▸ Data lines:
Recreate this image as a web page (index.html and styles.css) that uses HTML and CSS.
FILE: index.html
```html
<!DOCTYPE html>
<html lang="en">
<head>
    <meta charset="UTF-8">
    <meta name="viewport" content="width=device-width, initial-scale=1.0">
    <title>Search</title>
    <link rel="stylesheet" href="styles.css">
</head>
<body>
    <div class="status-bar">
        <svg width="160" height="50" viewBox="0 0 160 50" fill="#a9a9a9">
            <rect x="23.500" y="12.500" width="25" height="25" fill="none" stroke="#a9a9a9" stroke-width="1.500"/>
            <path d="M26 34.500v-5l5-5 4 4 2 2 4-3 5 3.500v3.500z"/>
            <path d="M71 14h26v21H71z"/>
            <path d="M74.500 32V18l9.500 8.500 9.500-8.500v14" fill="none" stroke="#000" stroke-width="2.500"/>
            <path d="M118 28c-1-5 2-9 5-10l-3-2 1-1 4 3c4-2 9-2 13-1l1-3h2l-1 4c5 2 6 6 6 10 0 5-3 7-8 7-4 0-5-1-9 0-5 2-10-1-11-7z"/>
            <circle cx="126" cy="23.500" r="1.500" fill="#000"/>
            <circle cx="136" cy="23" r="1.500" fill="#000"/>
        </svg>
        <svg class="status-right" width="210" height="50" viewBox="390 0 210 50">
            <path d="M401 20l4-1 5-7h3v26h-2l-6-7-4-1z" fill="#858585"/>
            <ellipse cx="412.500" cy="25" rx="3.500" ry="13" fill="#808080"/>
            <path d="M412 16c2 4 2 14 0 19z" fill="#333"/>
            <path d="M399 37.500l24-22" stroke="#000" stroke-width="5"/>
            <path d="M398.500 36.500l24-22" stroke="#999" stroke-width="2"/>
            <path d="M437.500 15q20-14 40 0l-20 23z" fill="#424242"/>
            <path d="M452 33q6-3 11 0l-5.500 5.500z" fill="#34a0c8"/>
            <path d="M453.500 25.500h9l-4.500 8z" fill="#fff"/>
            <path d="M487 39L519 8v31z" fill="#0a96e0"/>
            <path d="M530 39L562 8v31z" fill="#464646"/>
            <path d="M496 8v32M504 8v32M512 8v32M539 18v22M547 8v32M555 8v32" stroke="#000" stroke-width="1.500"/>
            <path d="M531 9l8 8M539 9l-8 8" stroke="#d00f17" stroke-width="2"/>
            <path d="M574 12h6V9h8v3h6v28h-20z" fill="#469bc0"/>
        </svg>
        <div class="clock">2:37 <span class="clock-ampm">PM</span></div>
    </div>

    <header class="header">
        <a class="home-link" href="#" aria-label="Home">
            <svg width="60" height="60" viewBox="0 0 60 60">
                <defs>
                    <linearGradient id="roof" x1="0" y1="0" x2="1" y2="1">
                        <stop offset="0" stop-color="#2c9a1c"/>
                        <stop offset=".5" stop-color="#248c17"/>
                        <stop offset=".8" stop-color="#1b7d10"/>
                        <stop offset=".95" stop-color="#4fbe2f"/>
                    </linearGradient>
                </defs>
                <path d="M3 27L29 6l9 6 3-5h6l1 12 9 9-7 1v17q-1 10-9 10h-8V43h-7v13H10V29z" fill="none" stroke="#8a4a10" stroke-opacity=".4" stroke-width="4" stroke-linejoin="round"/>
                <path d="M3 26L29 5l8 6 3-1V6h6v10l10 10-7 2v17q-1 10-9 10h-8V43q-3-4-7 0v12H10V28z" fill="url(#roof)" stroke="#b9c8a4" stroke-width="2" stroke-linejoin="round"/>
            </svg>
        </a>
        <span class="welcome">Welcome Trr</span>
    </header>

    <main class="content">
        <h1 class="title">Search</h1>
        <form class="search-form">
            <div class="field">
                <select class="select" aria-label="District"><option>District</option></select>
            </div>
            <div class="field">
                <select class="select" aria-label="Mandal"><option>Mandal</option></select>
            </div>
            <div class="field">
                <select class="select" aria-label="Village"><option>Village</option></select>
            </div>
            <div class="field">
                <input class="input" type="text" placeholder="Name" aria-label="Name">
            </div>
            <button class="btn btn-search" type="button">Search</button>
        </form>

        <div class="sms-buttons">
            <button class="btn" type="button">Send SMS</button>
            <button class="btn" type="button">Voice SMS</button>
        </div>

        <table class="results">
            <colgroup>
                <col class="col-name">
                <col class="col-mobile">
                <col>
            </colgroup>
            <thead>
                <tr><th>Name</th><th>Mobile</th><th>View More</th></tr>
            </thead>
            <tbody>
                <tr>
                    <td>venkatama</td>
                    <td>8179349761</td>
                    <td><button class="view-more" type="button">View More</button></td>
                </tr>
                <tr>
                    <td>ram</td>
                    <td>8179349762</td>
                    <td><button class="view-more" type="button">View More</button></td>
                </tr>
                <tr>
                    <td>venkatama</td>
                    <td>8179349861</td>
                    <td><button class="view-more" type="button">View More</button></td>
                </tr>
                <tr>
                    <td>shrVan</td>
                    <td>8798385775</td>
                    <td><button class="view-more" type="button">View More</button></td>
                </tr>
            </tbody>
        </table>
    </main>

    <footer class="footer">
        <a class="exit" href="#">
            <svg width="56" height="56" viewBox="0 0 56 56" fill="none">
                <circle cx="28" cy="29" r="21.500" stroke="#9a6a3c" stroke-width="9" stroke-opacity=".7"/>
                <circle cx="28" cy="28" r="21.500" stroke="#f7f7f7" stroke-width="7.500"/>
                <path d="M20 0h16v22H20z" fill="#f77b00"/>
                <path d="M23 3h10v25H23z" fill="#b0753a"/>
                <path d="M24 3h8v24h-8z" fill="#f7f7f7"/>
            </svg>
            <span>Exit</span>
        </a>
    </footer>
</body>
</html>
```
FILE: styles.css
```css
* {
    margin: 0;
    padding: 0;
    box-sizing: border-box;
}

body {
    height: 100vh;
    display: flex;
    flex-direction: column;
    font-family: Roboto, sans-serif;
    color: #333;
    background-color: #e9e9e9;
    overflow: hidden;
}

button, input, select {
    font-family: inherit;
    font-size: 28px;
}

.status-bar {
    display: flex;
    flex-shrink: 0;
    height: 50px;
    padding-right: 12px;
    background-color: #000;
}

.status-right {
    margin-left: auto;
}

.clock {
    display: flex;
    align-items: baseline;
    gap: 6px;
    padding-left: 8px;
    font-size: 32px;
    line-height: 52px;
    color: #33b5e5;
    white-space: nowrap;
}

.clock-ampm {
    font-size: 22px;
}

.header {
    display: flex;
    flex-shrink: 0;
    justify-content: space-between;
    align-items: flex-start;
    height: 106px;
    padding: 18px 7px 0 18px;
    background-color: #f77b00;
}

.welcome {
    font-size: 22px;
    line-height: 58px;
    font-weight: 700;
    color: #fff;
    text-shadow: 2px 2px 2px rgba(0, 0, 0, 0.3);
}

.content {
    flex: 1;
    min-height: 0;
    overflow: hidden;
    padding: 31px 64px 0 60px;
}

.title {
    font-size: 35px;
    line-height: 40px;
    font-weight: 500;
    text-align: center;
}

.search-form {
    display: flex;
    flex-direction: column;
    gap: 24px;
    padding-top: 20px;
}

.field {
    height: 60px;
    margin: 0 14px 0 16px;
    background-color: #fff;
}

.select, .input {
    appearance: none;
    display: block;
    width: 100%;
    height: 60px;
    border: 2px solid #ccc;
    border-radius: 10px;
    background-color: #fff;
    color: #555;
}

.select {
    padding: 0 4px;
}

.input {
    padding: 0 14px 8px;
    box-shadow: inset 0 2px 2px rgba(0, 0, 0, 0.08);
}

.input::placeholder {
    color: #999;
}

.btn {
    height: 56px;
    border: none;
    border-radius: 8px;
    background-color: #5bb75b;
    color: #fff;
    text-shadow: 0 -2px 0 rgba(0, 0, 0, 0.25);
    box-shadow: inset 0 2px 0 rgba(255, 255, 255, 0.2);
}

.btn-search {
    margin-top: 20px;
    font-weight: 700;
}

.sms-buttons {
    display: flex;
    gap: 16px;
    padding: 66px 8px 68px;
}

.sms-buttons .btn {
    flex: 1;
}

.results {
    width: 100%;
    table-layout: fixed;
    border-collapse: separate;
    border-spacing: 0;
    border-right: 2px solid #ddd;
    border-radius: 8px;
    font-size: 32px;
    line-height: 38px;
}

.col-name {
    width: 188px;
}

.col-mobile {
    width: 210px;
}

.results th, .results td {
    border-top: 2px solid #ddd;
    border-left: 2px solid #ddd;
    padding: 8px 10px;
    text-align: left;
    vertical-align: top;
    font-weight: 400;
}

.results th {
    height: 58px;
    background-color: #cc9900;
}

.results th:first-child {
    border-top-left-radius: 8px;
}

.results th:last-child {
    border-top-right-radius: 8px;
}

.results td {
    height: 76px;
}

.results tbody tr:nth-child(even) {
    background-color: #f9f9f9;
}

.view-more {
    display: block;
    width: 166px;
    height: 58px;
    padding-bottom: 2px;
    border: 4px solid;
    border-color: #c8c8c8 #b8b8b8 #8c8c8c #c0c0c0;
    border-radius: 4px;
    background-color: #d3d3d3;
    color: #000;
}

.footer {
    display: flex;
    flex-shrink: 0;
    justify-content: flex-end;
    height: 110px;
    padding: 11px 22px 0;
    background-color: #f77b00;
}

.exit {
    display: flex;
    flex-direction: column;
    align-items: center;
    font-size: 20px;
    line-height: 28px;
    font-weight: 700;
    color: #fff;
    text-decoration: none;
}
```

▸ Given request:
In the data above, tally the lines holding "styles" and answer with the figure only.

▸ The reply:
3